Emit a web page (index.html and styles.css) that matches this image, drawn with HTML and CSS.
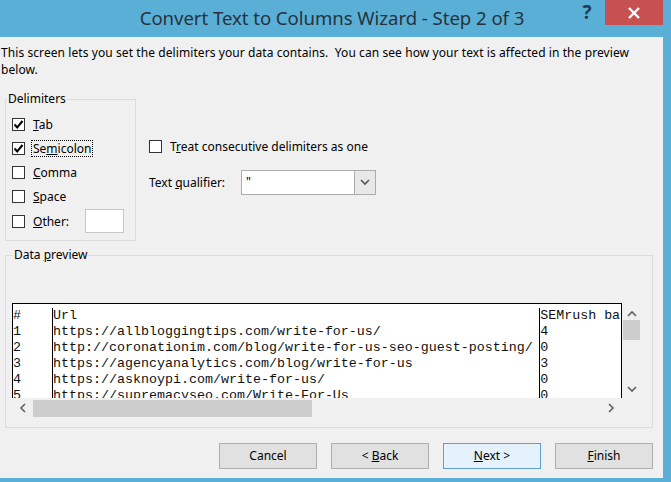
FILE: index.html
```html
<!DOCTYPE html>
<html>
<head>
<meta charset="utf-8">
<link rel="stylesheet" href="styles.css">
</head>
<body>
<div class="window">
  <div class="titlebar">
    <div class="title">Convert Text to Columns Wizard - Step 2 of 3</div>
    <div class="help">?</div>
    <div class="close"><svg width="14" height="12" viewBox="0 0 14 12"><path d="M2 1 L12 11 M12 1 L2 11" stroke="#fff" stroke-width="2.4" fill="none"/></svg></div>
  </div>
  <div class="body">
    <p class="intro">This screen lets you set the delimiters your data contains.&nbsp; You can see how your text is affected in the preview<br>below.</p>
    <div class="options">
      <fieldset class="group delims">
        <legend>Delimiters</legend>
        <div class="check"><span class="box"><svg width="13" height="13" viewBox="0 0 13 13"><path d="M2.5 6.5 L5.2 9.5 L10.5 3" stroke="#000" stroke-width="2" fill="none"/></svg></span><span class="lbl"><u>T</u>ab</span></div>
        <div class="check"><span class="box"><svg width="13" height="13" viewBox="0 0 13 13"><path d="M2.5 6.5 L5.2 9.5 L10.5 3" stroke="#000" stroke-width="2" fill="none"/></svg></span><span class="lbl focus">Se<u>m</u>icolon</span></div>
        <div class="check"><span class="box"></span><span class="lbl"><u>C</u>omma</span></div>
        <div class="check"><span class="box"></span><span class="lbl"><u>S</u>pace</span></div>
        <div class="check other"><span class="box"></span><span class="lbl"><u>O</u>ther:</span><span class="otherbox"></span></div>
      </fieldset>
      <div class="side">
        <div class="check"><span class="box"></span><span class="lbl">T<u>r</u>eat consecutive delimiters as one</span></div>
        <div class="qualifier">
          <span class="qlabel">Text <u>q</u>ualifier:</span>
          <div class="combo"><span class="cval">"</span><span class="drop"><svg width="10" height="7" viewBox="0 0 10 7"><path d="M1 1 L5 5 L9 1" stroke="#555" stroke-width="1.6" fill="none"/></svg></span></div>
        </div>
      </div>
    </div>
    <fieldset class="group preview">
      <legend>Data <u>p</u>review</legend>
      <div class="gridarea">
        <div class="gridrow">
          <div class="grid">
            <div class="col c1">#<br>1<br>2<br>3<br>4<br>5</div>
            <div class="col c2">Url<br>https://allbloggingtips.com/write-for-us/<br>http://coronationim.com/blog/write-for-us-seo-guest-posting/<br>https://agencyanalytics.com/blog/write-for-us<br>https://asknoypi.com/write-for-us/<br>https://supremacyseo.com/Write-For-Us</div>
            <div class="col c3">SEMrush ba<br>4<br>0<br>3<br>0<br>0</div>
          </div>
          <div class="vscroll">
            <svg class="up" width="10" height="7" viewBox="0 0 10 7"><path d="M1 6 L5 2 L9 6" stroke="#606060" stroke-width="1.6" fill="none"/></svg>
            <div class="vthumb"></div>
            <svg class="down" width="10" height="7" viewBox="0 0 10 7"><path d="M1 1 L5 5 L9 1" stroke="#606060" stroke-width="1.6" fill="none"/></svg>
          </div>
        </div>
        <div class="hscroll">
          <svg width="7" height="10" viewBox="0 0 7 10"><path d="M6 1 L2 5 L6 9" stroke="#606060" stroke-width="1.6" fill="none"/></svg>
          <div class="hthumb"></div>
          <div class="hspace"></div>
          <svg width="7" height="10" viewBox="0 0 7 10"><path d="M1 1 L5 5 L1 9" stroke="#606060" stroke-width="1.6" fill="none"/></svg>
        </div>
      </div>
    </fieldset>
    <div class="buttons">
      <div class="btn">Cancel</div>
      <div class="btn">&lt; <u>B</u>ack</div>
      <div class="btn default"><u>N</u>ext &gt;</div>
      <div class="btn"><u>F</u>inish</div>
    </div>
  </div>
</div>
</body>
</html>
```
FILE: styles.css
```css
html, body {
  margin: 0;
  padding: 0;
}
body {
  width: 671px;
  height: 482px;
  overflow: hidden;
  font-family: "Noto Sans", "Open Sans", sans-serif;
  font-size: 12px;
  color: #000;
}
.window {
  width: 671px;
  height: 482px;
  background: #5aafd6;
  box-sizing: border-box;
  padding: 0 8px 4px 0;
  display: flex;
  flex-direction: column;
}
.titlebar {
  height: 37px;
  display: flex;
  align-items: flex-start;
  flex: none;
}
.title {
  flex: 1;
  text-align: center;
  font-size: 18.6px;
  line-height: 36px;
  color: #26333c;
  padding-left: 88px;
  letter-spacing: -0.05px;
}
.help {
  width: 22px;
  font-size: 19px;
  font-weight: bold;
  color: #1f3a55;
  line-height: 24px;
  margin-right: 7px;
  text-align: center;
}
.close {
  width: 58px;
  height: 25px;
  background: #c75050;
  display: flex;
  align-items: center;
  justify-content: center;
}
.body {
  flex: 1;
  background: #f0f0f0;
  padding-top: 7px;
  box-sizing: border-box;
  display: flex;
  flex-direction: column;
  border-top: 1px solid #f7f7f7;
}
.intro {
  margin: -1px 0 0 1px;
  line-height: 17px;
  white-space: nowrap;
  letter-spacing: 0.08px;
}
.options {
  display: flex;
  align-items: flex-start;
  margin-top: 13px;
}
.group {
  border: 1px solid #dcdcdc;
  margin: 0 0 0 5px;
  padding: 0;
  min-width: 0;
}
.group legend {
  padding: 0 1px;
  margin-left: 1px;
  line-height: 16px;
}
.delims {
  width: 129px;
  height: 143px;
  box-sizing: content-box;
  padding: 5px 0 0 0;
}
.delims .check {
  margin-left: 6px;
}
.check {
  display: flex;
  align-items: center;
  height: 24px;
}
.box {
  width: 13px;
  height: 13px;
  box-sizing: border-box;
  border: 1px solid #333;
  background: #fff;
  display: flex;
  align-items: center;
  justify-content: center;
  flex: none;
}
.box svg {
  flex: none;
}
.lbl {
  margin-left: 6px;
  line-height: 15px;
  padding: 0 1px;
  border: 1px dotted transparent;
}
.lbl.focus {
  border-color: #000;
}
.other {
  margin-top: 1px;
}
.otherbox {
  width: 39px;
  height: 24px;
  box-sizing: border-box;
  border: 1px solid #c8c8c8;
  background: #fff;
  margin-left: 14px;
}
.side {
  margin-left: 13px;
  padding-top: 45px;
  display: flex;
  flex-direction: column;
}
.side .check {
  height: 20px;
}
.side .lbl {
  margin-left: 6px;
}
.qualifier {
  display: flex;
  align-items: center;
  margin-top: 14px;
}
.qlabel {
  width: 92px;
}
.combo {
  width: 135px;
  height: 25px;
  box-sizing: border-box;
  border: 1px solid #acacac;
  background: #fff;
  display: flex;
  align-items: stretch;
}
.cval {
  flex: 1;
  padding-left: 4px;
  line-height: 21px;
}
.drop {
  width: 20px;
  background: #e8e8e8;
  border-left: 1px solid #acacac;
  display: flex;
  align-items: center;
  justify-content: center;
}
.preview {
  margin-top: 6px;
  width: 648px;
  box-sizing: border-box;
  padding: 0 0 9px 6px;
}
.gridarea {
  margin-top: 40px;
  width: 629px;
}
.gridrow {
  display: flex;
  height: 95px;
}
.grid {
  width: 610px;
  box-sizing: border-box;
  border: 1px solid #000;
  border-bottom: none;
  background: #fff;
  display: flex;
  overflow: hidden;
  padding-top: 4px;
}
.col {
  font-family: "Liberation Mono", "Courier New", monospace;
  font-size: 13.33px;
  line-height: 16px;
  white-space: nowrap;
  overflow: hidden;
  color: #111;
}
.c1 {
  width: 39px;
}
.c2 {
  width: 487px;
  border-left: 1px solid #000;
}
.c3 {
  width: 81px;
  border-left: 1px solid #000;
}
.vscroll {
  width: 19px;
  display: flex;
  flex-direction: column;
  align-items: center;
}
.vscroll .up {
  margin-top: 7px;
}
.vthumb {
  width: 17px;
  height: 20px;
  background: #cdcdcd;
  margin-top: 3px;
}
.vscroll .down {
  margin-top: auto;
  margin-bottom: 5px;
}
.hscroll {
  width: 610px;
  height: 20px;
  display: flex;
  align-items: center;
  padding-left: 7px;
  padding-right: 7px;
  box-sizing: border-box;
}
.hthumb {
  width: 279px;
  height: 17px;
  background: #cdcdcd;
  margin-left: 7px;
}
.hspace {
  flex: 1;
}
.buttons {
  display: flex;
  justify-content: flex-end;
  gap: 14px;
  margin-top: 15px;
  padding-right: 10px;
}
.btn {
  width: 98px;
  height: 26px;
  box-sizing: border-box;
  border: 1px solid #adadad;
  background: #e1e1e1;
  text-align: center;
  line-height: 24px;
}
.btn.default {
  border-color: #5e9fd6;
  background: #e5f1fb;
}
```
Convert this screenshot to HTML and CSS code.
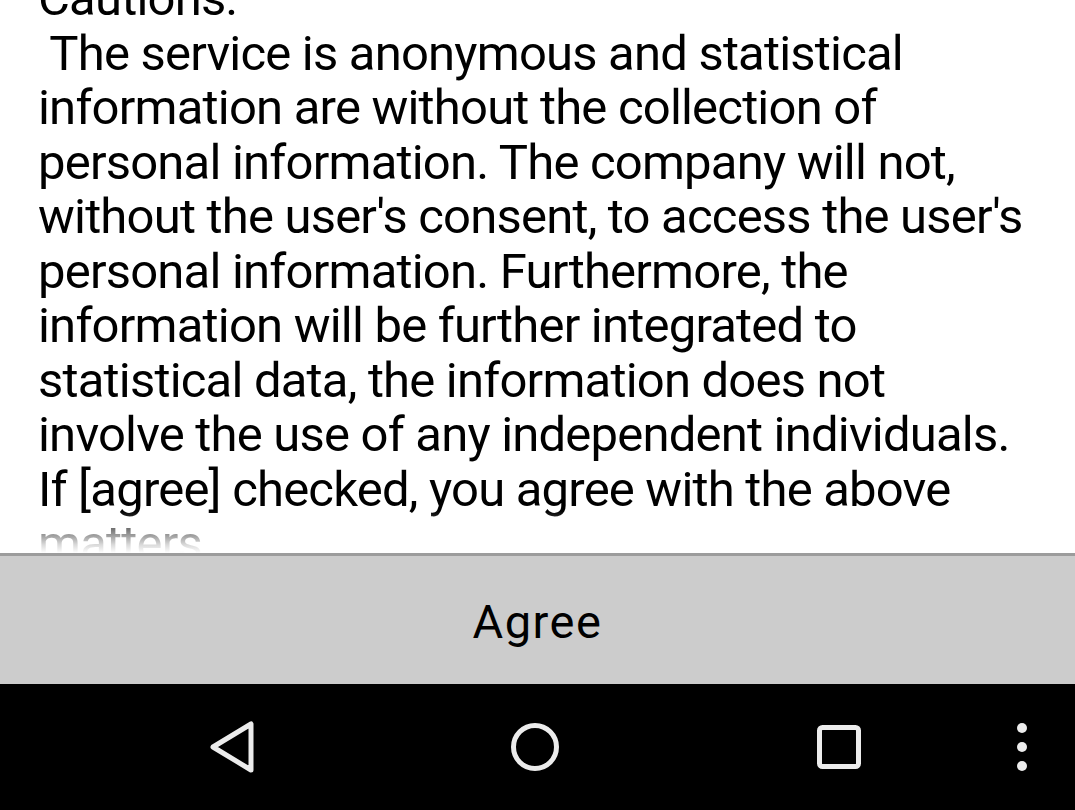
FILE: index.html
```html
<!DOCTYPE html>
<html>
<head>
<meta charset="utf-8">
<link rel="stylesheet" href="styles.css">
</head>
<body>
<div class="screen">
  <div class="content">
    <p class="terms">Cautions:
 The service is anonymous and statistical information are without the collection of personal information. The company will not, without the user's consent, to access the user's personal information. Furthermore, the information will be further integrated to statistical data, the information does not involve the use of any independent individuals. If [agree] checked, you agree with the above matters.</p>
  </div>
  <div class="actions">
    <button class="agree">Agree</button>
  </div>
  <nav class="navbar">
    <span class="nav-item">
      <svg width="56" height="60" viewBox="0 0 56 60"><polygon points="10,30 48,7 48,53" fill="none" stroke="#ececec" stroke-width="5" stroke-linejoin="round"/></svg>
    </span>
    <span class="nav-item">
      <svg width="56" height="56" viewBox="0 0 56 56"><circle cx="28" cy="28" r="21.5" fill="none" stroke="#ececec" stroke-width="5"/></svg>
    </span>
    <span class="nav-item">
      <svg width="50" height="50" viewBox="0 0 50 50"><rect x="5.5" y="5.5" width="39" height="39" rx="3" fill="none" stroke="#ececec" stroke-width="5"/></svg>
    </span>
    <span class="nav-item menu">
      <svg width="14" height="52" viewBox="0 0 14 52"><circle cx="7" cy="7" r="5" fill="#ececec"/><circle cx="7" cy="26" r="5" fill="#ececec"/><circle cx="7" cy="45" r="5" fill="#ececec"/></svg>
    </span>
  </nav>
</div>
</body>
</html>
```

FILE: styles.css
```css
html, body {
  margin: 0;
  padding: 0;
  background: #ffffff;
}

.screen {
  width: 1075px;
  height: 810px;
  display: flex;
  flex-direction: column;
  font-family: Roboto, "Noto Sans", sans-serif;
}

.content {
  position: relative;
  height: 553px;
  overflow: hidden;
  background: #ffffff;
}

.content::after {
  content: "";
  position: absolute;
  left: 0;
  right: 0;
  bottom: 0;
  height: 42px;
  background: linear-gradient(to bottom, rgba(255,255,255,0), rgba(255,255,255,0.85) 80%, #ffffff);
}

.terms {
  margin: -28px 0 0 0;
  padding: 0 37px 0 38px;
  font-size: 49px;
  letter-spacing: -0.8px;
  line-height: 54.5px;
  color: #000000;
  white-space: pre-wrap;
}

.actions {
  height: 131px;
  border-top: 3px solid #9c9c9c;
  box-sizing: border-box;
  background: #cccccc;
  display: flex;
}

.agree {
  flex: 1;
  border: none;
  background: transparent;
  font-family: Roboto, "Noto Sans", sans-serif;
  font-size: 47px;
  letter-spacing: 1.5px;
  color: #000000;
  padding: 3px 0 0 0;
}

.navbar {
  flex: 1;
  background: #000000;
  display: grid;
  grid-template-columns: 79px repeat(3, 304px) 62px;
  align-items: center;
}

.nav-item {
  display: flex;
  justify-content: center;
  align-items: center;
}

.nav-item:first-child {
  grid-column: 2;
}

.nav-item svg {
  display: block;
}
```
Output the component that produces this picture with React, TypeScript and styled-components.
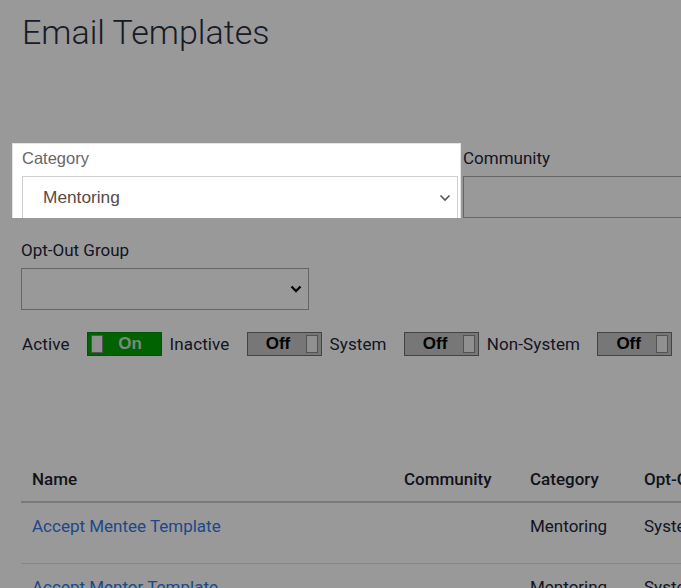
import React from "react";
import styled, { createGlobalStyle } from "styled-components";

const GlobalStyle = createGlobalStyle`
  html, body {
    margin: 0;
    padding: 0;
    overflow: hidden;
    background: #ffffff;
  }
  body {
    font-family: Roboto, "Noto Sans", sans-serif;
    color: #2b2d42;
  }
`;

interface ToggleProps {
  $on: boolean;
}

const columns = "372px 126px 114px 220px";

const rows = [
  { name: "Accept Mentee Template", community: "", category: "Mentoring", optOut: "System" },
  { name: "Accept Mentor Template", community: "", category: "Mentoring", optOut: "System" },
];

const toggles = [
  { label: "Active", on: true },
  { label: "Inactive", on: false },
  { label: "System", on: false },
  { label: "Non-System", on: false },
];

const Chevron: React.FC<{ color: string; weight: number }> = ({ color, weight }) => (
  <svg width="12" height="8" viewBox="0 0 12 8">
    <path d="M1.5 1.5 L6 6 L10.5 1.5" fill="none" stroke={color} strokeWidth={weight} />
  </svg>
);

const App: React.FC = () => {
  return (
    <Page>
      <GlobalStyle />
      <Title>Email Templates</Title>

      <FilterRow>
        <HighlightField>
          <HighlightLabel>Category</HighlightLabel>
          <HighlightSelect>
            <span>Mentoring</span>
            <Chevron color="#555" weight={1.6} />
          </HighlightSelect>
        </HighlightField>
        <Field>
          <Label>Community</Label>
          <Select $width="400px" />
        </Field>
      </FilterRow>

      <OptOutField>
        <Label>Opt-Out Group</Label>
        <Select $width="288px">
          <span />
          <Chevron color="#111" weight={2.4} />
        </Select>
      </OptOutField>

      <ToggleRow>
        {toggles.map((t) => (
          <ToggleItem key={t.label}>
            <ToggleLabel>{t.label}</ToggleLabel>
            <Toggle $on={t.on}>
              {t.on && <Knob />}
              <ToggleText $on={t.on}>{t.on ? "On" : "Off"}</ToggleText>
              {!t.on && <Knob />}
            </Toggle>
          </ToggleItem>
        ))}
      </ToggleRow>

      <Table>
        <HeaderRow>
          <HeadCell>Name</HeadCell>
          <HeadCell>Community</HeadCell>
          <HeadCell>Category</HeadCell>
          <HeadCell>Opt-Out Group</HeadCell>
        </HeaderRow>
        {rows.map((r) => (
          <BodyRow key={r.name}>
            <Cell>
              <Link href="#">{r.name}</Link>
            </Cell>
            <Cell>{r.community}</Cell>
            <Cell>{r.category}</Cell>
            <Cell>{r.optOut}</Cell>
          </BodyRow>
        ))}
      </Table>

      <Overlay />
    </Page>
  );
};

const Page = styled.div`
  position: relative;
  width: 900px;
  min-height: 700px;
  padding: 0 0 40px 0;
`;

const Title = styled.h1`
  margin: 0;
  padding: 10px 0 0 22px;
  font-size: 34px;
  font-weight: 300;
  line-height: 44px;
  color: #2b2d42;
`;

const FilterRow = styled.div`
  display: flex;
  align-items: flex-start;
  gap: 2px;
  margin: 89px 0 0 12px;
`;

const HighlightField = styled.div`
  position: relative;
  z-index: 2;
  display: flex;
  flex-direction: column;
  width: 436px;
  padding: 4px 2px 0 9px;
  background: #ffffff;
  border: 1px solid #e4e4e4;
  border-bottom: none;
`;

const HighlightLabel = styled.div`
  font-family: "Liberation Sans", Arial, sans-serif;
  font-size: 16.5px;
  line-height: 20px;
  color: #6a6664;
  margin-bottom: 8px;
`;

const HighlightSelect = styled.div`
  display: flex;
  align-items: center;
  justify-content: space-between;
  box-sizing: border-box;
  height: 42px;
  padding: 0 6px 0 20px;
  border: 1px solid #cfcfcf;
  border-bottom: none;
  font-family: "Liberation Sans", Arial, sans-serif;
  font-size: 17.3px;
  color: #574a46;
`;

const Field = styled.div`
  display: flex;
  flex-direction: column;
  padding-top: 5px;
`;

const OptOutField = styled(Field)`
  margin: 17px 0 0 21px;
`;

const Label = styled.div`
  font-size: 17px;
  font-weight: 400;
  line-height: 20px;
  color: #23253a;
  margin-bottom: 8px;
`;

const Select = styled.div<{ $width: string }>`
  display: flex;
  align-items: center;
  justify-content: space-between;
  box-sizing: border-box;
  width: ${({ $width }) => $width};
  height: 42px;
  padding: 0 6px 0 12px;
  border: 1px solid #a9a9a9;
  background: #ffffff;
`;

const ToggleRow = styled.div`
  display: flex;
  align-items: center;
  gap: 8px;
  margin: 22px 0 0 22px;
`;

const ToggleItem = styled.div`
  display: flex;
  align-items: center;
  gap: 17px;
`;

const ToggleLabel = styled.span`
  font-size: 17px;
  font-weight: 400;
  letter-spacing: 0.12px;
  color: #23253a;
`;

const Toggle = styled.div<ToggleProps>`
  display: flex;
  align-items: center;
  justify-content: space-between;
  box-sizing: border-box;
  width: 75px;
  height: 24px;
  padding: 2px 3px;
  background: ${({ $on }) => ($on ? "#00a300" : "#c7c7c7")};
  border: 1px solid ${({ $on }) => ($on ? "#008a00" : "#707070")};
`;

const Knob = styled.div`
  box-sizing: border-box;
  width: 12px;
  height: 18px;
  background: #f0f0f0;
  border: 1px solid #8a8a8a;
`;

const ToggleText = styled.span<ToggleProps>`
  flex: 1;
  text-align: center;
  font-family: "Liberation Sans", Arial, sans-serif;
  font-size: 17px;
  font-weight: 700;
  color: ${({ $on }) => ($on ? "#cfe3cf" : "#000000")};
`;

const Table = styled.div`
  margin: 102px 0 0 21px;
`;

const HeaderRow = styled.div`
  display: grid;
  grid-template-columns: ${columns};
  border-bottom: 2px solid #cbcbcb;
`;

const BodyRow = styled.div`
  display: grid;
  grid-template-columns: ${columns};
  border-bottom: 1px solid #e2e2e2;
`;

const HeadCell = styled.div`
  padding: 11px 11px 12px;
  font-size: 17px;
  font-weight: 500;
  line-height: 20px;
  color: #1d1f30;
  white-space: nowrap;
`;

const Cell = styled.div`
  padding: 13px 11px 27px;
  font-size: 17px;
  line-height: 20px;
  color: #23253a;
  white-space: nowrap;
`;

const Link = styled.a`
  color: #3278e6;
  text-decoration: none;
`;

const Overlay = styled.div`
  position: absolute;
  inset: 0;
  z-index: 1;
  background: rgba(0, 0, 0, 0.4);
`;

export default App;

_ _ _ _

▶ [Short problem]: Check each line of the listing above for the string "that", then report only how many lines have it.

▶ [The response]: 2